New York City’s Harlem
The pianist Willie “The Lion” Smith described the piano-infused, ragtime-influenced jazz of New York City by declaring, “A good pianist had to be able to play with both hands, performing in perfect unison. It was like learning to walk correctly… a good walker goes forth with balance and dignity.” The New York style practiced by Smith, Fats Waller, and James P. Johnson, known as “stride piano,” heavily influenced piano players of the Swing Era like Duke Ellington. In that respect it laid the foundation for Harlem as a hub of jazz innovation in the late 1920s and early 1930s.
The stride style emerged out of the rent parties of Harlem where piano players engaged in nightly cutting contests. Barney Bigard remembered, “So in those days they used to call them cutting contests…. And this night was piano night. James P. Johnson, Willie the Lion. They had Duke in there and Fats Waller. All the biggies, you know. And Mexico had his little bar, and on back of the bar was all the hammers to hit the strings, you know, in the piano, because when the Lion would get up there, he’d- the Lion’s going to roar and he’d bang the piano and all these hammers would fly out there and they’d pick them up and start putting them back in there.” Ethel Waters learned “a lot in Harlem about music and the men up there who played it best.
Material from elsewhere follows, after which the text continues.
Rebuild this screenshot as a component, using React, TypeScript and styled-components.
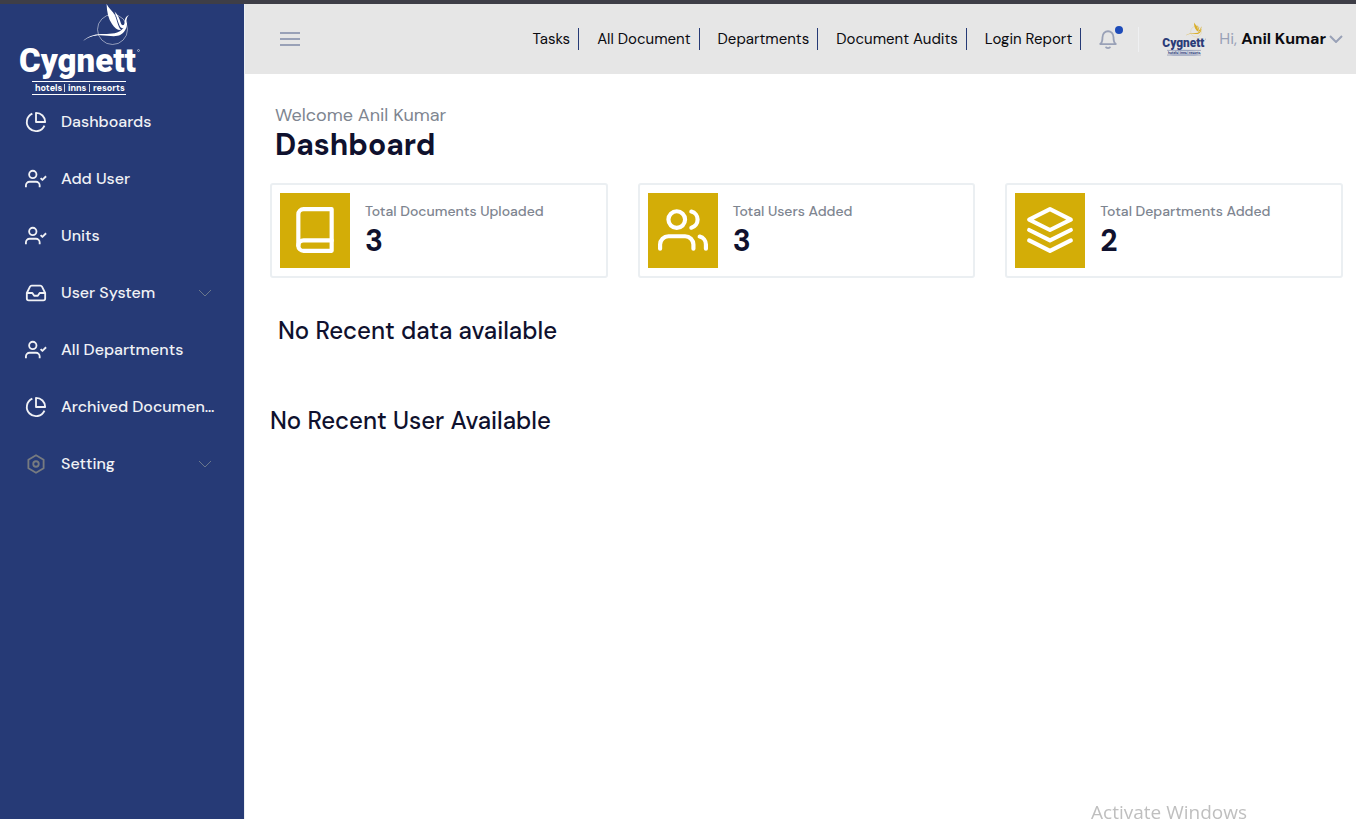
import React from "react";
import styled, { createGlobalStyle } from "styled-components";

const GlobalStyle = createGlobalStyle`
  *, *::before, *::after { box-sizing: border-box; }
  body {
    margin: 0;
    background: #fff;
    color: #0f112e;
    font-family: "DM Sans", Inter, "Open Sans", sans-serif;
    font-size: 15px;
  }
  h1, h2, p, ul, dl, dd { margin: 0; padding: 0; }
  a { color: inherit; text-decoration: none; }
  button { font: inherit; color: inherit; background: none; border: 0; padding: 0; cursor: pointer; }
`;

const Page = styled.div`
  display: flex;
  flex-direction: column;
  min-height: 100vh;
  border-top: 4px solid #3e3e47;
`;

const Columns = styled.div`
  display: flex;
  flex: 1;
`;

const Sidebar = styled.aside`
  flex: 0 0 245px;
  min-width: 0;
  background: #263a76;
  border-right: 1px solid #ebeff2;
`;

const LogoLink = styled.a`
  display: block;
  padding-left: 18px;
  height: 89px;
  svg { display: block; }
`;

const Menu = styled.ul`
  list-style: none;
`;

const menuRow = `
  display: flex;
  align-items: center;
  width: 100%;
  height: 57px;
  padding: 0 32px 0 25px;
  gap: 14px;
  color: #f0f1f5;
  font-size: 16px;
  font-weight: 500;
  text-align: left;
  svg { flex: none; }
`;

const MenuLink = styled.a`
  ${menuRow}
  padding-right: 27px;
`;
const MenuButton = styled.button`&& {${menuRow}}`;

const MenuLabel = styled.span`
  flex: 1;
  min-width: 0;
  overflow: hidden;
  white-space: nowrap;
  text-overflow: ellipsis;
`;

const Content = styled.div`
  flex: 1;
  min-width: 0;
`;

const Header = styled.header`
  display: flex;
  align-items: center;
  height: 70px;
  padding: 0 13px 0 35px;
  background: #e6e6e6;
`;

const IconButton = styled.button`
  display: flex;
  position: relative;
`;

const TopNav = styled.nav`
  display: flex;
  gap: 18px;
  margin-left: auto;
`;

const TopLink = styled.a`
  height: 22px;
  padding-right: 8px;
  border-right: 1px solid #263a76;
  color: #0b0b10;
  font-size: 15px;
  line-height: 22px;
  white-space: nowrap;
`;

const Tools = styled.div`
  display: flex;
  align-items: center;
  margin-left: 16px;
`;

const Dot = styled.span`
  position: absolute;
  top: -2px;
  right: -4px;
  width: 8px;
  height: 8px;
  border-radius: 50%;
  background: #1d4bb9;
`;

const Divider = styled.span`
  width: 1px;
  height: 25px;
  margin: 0 23px 0 19px;
  background: #eff0f2;
`;

const Profile = styled.button`
  display: flex;
  align-items: center;
  white-space: nowrap;
`;

const Greeting = styled.span`
  margin: 0 3px 0 13px;
  color: #99a1b7;
  font-size: 16px;
  line-height: 22px;
  strong { color: #0b0b10; font-weight: 700; }
`;

const Main = styled.main`
  padding: 29px 13px 40px 25px;
`;

const Intro = styled.div`
  padding-left: 5px;
`;

const Welcome = styled.p`
  color: #7e8590;
  font-size: 18px;
  line-height: 24px;
`;

const Title = styled.h1`
  font-size: 30px;
  font-weight: 700;
  line-height: 36px;
`;

const Cards = styled.div`
  display: grid;
  grid-template-columns: repeat(3, 1fr);
  gap: 30px;
  margin-top: 20px;
`;

const Card = styled.section`
  display: flex;
  gap: 15px;
  padding: 8px;
  border: 2px solid #ebeff2;
  border-radius: 3px;
`;

const Tile = styled.div`
  display: flex;
  justify-content: center;
  flex: none;
  width: 70px;
  height: 75px;
  padding-top: 12px;
  background: #d3ad07;
  color: #fff;
`;

const CardLabel = styled.h2`
  padding-top: 8px;
  color: #7e8590;
  font-size: 14px;
  font-weight: 500;
  line-height: 20px;
`;

const CardValue = styled.p`
  font-size: 30px;
  font-weight: 700;
  line-height: 40px;
`;

const EmptyNote = styled.h2<{ $inset?: boolean }>`
  margin-top: 60px;
  padding-left: ${(p) => (p.$inset ? 8 : 0)}px;
  font-size: 24px;
  font-weight: 500;
  line-height: 30px;
  &:first-of-type { margin-top: 38px; }
`;

const Watermark = styled.div`
  position: fixed;
  right: 109px;
  bottom: -7px;
  color: #bfbfbf;
  font-family: "Open Sans", "Noto Sans", sans-serif;
  font-size: 19px;
  line-height: 28px;
  pointer-events: none;
`;

type IconProps = { size?: number; children: React.ReactNode; color?: string; round?: boolean; width?: number };

function Icon({ size = 22, children, color = "currentColor", round = false, width = 2 }: IconProps) {
  return (
    <svg
      width={size}
      height={size}
      viewBox="0 0 24 24"
      fill="none"
      stroke={color}
      strokeWidth={width}
      strokeLinecap={round ? "round" : "butt"}
      strokeLinejoin="round"
      aria-hidden="true"
    >
      {children}
    </svg>
  );
}

const pie = (
  <Icon>
    <path d="M21.21 15.89A10 10 0 1 1 8 2.83" />
    <path d="M22 12A10 10 0 0 0 12 2v10z" />
  </Icon>
);

const userCheck = (
  <Icon>
    <path d="M16 21v-2a4 4 0 0 0-4-4H5a4 4 0 0 0-4 4v2" />
    <circle cx="8.5" cy="7" r="4" />
    <path d="M17 11l2 2 4-4" />
  </Icon>
);

const inbox = (
  <Icon>
    <path d="M22 12h-6l-2 3h-4l-2-3H2" />
    <path d="M5.45 5.11L2 12v6a2 2 0 0 0 2 2h16a2 2 0 0 0 2-2v-6l-3.45-6.89A2 2 0 0 0 16.76 4H7.24a2 2 0 0 0-1.79 1.11z" />
  </Icon>
);

const hexagon = (
  <Icon color="#777b80">
    <path d="M12 2.5l8.3 4.8v9.4L12 21.5l-8.3-4.8V7.3z" />
    <circle cx="12" cy="12" r="3" />
  </Icon>
);

const book = (
  <Icon size={50} round>
    <path d="M4 19.5A2.5 2.5 0 0 1 6.5 17H20" />
    <path d="M6.5 2H20v20H6.5A2.5 2.5 0 0 1 4 19.5v-15A2.5 2.5 0 0 1 6.5 2z" />
  </Icon>
);

const users = (
  <Icon size={50} round>
    <path d="M17 21v-2a4 4 0 0 0-4-4H5a4 4 0 0 0-4 4v2" />
    <circle cx="9" cy="7" r="4" />
    <path d="M23 21v-2a4 4 0 0 0-3-3.87" />
    <path d="M16 3.13a4 4 0 0 1 0 7.75" />
  </Icon>
);

const layers = (
  <Icon size={50} round>
    <path d="M12 2L2 7l10 5 10-5-10-5z" />
    <path d="M2 17l10 5 10-5" />
    <path d="M2 12l10 5 10-5" />
  </Icon>
);

function Chevron({ color, width = 1 }: { color: string; width?: number }) {
  return (
    <svg width="14" height="8" viewBox="0 0 14 8" fill="none" stroke={color} strokeWidth={width} aria-hidden="true">
      <path d="M1 1l6 6 6-6" />
    </svg>
  );
}

type LogoProps = { width: number; height: number; word: string; bird: string; plate?: string };

function Logo({ width, height, word, bird, plate }: LogoProps) {
  return (
    <svg width={width} height={height} viewBox="2 0 122 92" role="img" aria-label="Cygnett hotels, inns, resorts">
      <circle cx="96.5" cy="25.5" r="15" fill="none" stroke={bird} strokeWidth="0.7" opacity="0.7" />
      <path
        fill={bird}
        d="M90.6 0C90.8 8 92.5 15 96 20C98.500 24 102 26.500 105 26C101.500 22 101.500 17 99 11.500C97 7 92.500 4.500 90.600 0Z"
      />
      <path
        fill={bird}
        d="M98.500 7.500C100.500 12 101.500 17 103.500 21.500C105 25 108 25 109.500 22C111 18.500 109.500 14 113 11C109 12.500 108.800 16 108.500 19C108.200 22 105.800 22 104.800 19C103.500 14.500 102 10.500 98.500 7.500Z"
      />
      <path
        fill={bird}
        d="M67 37.300C71 32.500 78 30.300 85 30C93 29.700 100 30.500 105.500 26C108.500 23.500 110 20.500 111 16.500C111.500 22 110 27.500 104.500 30.800C99.500 33.500 92 31.300 84 31.300C78 31.400 72 33 67 37.300Z"
      />
      <text x="3" y="68" fill={word} fontFamily="Roboto, sans-serif" fontWeight="900" fontSize="33">
        Cygnett
      </text>
      <circle cx="122.5" cy="46.5" r="1" fill="none" stroke={word} strokeWidth="0.5" />
      {plate && <ellipse cx="63" cy="86" rx="40" ry="10" fill={plate} />}
      <path d="M16 77.5h94M16 90.5h94" stroke={word} strokeWidth="1" />
      <path d="M48.5 80v8M73.5 80v8" stroke={word} strokeWidth="0.8" />
      <g fill={word} fontFamily="DM Sans, sans-serif" fontWeight="700" fontSize="9">
        <text x="19" y="87">hotels</text>
        <text x="52" y="87">inns</text>
        <text x="77" y="87">resorts</text>
      </g>
    </svg>
  );
}

const menuItems = [
  { label: "Dashboards", icon: pie },
  { label: "Add User", icon: userCheck },
  { label: "Units", icon: userCheck },
  { label: "User System", icon: inbox, opens: true },
  { label: "All Departments", icon: userCheck },
  { label: "Archived Documents", icon: pie },
  { label: "Setting", icon: hexagon, opens: true },
];

const topLinks = ["Tasks", "All Document", "Departments", "Document Audits", "Login Report"];

const stats = [
  { label: "Total Documents Uploaded", value: 3, icon: book },
  { label: "Total Users Added", value: 3, icon: users },
  { label: "Total Departments Added", value: 2, icon: layers },
];

export default function App() {
  return (
    <>
      <GlobalStyle />
      <Page>
        <Columns>
          <Sidebar>
            <LogoLink href="#home">
              <Logo width={122} height={92} word="#fff" bird="#fff" />
            </LogoLink>
            <Menu>
              {menuItems.map((item) => (
                <li key={item.label}>
                  {item.opens ? (
                    <MenuButton type="button" aria-expanded={false}>
                      {item.icon}
                      <MenuLabel>{item.label}</MenuLabel>
                      <Chevron color="#69778c" />
                    </MenuButton>
                  ) : (
                    <MenuLink href="#menu">
                      {item.icon}
                      <MenuLabel>{item.label}</MenuLabel>
                    </MenuLink>
                  )}
                </li>
              ))}
            </Menu>
          </Sidebar>
          <Content>
            <Header>
              <IconButton type="button" aria-label="Toggle menu">
                <svg width="20" height="14" viewBox="0 0 20 14" stroke="#99a1b7" strokeWidth="2" aria-hidden="true">
                  <path d="M0 1h20M0 7h20M0 13h20" />
                </svg>
              </IconButton>
              <TopNav>
                {topLinks.map((label) => (
                  <TopLink key={label} href="#section">{label}</TopLink>
                ))}
              </TopNav>
              <Tools>
                <IconButton type="button" aria-label="Notifications">
                  <Icon size={22} color="#99a1b7" width={2}>
                    <path d="M3.500 17.500h17c-2-1.500-2.500-3-2.500-7.500a6 6.500 0 0 0-12 0c0 4.500-.5 6-2.500 7.500z" />
                    <path d="M9.500 20.500a2.600 2 0 0 0 5 0" />
                  </Icon>
                  <Dot />
                </IconButton>
                <Divider />
                <Profile type="button">
                  <Logo width={44} height={34} word="#2b3c78" bird="#d9ae2b" plate="#ccd1dd" />
                  <Greeting>
                    Hi, <strong>Anil Kumar</strong>
                  </Greeting>
                  <Chevron color="#99a1b7" width={2} />
                </Profile>
              </Tools>
            </Header>
            <Main>
              <Intro>
                <Welcome>Welcome Anil Kumar</Welcome>
                <Title>Dashboard</Title>
              </Intro>
              <Cards>
                {stats.map((stat) => (
                  <Card key={stat.label}>
                    <Tile>{stat.icon}</Tile>
                    <div>
                      <CardLabel>{stat.label}</CardLabel>
                      <CardValue>{stat.value}</CardValue>
                    </div>
                  </Card>
                ))}
              </Cards>
              <EmptyNote $inset>No Recent data available</EmptyNote>
              <EmptyNote>No Recent User Available</EmptyNote>
            </Main>
          </Content>
        </Columns>
      </Page>
      <Watermark>Activate Windows</Watermark>
    </>
  );
}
All the licks you hear, now as then, originated with musicians like James P. Johnson…. Men like him, Willie ‘The Lion’ Smith, and Charlie Johnson could make you sing until your tonsils fell out. Because you wanted to sing…. And you’d do anything and work until you dropped for such musicians.” The cutting contests and rent parties of Harlem were legendary in the community, and the pianists involved inspired a generation of Harlem musicians.